ImageI was conversing with a buddy of mine the other day, and we came to the conclusion that taking girls to the movies is pretty great. I mean, yeah, you’re on a date, but what makes it really awesome is that having a date provides something that I refer to as a “movie enhancer.”

Think about it. When you’re alone watching a scary movie in the theatres and the music crescendos and then all of a sudden something jumps out from the dark, it’s pretty scary right? Now imagine if you were with a date, a.k.a “the movie enhancer,” watching the same movie. The moment the monster jumps out from the dark, your date suddenly grabs your arm tightly, jumps in their seat, and lets out an audible scream. This is infinitely more terrifying because you are basically experiencing surround sound terror, fully equipped with the physical action of someone grabbing you.

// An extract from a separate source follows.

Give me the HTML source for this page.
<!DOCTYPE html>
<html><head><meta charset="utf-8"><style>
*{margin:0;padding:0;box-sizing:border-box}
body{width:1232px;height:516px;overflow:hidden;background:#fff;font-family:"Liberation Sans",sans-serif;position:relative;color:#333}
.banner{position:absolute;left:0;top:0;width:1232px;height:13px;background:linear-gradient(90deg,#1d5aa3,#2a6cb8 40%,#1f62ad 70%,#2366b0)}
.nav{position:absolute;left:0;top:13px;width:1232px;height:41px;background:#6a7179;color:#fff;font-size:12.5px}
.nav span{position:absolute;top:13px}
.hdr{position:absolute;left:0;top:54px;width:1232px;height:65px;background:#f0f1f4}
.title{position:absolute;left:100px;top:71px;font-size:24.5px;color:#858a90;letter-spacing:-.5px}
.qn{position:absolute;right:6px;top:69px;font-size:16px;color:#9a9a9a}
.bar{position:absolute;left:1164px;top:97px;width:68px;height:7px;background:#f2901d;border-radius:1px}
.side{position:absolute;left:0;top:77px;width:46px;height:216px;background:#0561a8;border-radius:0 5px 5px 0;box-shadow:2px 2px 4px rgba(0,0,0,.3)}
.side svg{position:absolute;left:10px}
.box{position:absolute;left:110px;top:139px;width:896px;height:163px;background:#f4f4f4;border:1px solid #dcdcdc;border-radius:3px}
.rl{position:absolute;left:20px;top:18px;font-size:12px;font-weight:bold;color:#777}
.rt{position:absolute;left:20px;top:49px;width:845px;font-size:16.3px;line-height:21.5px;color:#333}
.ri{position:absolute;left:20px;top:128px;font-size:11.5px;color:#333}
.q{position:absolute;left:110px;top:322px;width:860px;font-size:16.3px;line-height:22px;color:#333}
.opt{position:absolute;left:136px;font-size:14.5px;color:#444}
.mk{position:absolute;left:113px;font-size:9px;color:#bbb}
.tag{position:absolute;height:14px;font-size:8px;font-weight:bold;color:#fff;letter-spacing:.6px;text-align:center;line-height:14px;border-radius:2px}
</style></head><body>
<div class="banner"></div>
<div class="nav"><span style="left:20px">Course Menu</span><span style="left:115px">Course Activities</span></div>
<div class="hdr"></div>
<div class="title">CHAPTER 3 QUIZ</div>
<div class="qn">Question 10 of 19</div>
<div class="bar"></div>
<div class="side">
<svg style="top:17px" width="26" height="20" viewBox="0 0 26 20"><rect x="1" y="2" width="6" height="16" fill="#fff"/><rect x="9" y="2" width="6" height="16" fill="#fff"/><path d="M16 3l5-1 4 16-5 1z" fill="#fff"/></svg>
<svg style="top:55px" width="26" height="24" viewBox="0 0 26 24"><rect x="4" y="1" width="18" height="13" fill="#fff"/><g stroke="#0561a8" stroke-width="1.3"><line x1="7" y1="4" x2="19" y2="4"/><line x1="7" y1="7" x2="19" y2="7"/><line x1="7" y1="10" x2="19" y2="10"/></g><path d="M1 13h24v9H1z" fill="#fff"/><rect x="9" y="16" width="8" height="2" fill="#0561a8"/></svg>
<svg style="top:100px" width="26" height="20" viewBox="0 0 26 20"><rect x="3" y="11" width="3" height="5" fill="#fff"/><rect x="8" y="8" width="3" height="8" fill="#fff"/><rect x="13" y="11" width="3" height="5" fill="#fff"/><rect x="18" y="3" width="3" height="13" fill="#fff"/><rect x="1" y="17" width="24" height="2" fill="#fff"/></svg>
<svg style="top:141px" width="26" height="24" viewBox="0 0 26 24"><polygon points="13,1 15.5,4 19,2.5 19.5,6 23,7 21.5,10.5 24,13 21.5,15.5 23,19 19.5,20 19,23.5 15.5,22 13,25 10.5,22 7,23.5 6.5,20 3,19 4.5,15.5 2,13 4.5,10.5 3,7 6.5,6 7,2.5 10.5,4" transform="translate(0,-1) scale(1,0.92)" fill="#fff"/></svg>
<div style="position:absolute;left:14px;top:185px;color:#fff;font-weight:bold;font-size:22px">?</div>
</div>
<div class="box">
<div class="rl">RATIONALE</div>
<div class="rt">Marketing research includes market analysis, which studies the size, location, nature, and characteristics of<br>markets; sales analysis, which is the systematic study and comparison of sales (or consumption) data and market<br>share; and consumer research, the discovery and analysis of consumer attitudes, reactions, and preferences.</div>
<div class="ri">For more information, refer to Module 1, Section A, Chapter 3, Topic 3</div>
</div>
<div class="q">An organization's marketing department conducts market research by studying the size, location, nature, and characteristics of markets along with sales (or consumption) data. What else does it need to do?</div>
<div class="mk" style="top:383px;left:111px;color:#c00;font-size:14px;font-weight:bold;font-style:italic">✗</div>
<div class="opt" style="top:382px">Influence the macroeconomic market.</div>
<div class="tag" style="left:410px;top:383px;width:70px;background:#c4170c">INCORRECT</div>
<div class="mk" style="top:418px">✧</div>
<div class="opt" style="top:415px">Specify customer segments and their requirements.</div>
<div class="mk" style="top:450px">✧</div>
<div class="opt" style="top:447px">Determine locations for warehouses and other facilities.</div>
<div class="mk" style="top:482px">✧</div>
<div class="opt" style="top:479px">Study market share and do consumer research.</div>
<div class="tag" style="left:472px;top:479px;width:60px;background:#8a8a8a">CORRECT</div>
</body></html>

Don’t think this only applies to horror movies. Try taking your girlfriend out to a sappy movie, and see if it doesn’t have the same effect. When I was watching Pearl Harbor for instance, I found myself in the midst of a weepy tissue fest, all while thinking, “What the hell? This is just some pretty boy with his pretty boy friend fighting a bunch of ugly guys while trying to look pretty. This isn’t sad.” Then I looked over at my date only to realize that she was teary eyed over a bunch of pretty boys, which prompted the thought, “Well. I guess that’s kind of sad.” Truly, I was crying on the inside.

On the topic of movies, while watching superhero movies such as Spiderman, The Hulk, and Superman, I was thinking about how awesome it would be to have superpowers like them. I mean who hasn’t wished they had some sort of superpower? Then it dawned on me. There is one substance in the world that when consumed, gives its user a vast array of powers, and before you get too antsy, no, it isn’t radioactive waste.

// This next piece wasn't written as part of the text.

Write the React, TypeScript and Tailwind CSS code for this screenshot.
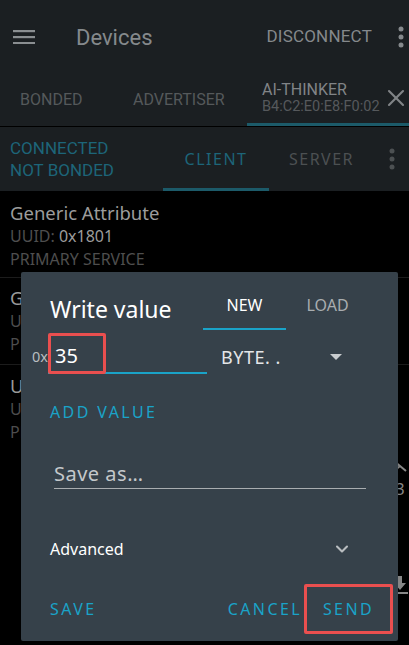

It’s alcohol. Think about it, when you’re drinking heavily, you are blessed with such gifts as teleportation. Have you ever had this conversation? “Hey dude, I’m sooooo wasted, let’s go to the townhouses!” “But it’s so far!” All of a sudden, BAM, you’re in the B-section of the townhouses. Lord knows how you got there, but all you know is that all you had to do was think about where you wanted to go, then all of a sudden ended up there with no recollection of the walk or anything in between. Teleportation.

What about time travel? The moment you let that alcoholic nectar touch your lips, time decides to stop and go at its whim. Seconds can either seem like hours, hours seem like seconds, or if you’re really “gifted” then time may even seem to go backwards. The possibilities are really endless, just don’t try to emulate your favorite superhero. We all know someone who thought he was The Hulk, running around the dorm punching holes in the walls while screaming “HULK SMASH!” Although usually they’ll replace the Hulk part with their own name which probably is either Chris, Bill, or Ted. They seem like the wall breaking type.